Precisamos conversar (de novo) sobre relacionamento com o cliente

Em menos de uma semana do lançamento, o site “Não me perturbe”, da Anatel, teve mais de 1,5 milhão de solicitação de cadastros de pessoas que não desejam mais receber chamadas de telemarketing das operadoras de telefonia, internet e TV a cabo.

Não é nem o caso de ser uma iniciativa inédita (ao menos no estado de São Paulo): o Procon já havia lançado em 2009 o canal “Não me ligue”, que serve para cadastrar números de telefone para bloquear ligações de telemarketing de qualquer segmento. O canal do Procon, inclusive, foi estipulado por lei, a estadual 13.226 de outubro de 2008, que entrou em vigor no início de 2009.

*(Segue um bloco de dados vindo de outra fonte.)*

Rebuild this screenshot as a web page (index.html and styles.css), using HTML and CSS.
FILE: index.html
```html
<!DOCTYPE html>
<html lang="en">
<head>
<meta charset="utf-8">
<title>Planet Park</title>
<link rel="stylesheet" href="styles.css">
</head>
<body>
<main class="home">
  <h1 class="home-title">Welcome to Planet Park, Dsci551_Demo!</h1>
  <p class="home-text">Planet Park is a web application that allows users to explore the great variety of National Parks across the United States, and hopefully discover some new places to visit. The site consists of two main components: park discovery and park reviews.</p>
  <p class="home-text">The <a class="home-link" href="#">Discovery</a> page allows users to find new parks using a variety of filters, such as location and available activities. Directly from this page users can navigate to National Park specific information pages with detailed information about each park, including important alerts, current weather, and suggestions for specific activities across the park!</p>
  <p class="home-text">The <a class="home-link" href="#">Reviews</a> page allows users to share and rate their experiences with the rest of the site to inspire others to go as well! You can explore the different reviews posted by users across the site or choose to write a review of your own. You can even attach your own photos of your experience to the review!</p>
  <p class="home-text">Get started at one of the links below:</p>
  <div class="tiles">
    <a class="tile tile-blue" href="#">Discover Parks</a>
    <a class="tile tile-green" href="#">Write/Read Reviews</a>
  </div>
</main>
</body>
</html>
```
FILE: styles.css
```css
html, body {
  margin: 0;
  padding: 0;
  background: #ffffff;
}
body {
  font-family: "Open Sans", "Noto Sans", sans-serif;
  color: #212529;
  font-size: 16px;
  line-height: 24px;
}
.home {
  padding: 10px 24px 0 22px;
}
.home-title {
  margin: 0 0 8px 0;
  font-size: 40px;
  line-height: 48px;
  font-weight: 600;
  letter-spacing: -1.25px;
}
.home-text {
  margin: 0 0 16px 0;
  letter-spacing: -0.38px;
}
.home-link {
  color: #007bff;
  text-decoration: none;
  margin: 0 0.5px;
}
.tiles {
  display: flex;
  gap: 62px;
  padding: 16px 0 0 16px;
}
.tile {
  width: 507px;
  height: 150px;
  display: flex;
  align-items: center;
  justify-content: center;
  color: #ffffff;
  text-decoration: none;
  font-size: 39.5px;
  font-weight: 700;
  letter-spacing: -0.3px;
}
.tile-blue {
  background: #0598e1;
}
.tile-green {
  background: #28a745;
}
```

Há dez anos já existe um canal para os usuários bloquearem as intromissões do telemarketing. Há pelo menos dez anos já foi identificado que as pessoas acham incômodo receber ligações não solicitadas, vendendo produtos ou serviços. Foi criada uma lei para proteger o direito de privacidade e tranquilidade dos usuários, ao menos no que diz respeito ao seu número de telefone. Tendo isso em mente, não é estranho pensar que há empresas investindo uma parcela do seu orçamento de comunicação e marketing para sabidamente incomodar seus clientes?

É de se imaginar que há algum sucesso em conversão em vendas no uso de telemarketing – as empresas já teriam abolido essa ferramenta se as métricas usadas para avaliar o retorno ao investimento estivessem mostrando resultados desfavoráveis, certo? Porém, a reflexão que gostaria de sugerir é: qual a medida de incômodo intencional e desrespeito a que você está preparado a submeter sua audiência para conseguir fechar uma venda? E como medir o impacto negativo desse incômodo?

O consumidor quer saber cada vez mais sobre a empresa com a qual escolhe fechar negócio, para muito além dos produtos e dos serviços oferecidos. É a questão da reputação das marcas, que nós não cansamos de mencionar. Que tipo de empresa é a sua? Quais são suas crenças, seus valores? A empresa é ética? Testa em animais? Utiliza mão-de-obra mal remunerada? Tem boa ou má reputação como empregadora? Apoia a diversidade e a acessibilidade, como prestadora de serviços, fornecedora, empregadora e empresa parceira? Paga seus impostos? Suas operações têm impactos negativos para a comunidade onde está inserida?

Sendo assim, como justificar empresas que não demonstram empatia pelo cliente em potencial? Talvez o uso de telemarketing na régua de comunicação seja um exemplo extremo, mas observem o dia a dia de vocês, como consumidores. Quantas vezes por dia vocês se sentem invadidos por empresas? Em quais canais? Quantos e-mails vocês recebem com alguma informação pessoal no título, uma chamadinha tentando ser descolada, mas que você sequer abre, porque sabe que é pra vender alguma coisa? E o whatsApp? Já não passaram por situações em que forneceram o número do celular para uma situação bem específica, e a pessoa/empresa se aproveitou do seu dado para te bombardear com mensagens de promoções, em qualquer horário do dia ou da noite?

Como eu disse no início, talvez os números justifiquem o desgaste causado. Talvez as vendas superem a quantidade de pessoas com aversão à marca por sua tática agressiva e invasiva. Ou ainda, talvez seja um pouco do sentimento de matilha – todo mundo faz, então vamos fazer também. Só é entristecedor constatar que as empresas não se importam de ver milhões de pessoas cadastrando os números em todos os canais possíveis, múltiplas vezes, para tentar ter um segundo de sossego – e nem assim conseguindo.

Fica, então, um apelo aos colegas profissionais de comunicação e marketing, e aos empreendedores que cuidam da parte de relacionamento com o cliente da própria empresa: coloquem-se no lugar dos seus clientes. Há várias maneiras de utilizar os dados de contato, iniciar ou continuar uma comunicação, sem ser invasivo ou agressivo. Ficar de olho no ROI é importante, mas as vendas que você perde e os danos à reputação da empresa ocasionados por desrespeitar o cliente são imensuráveis.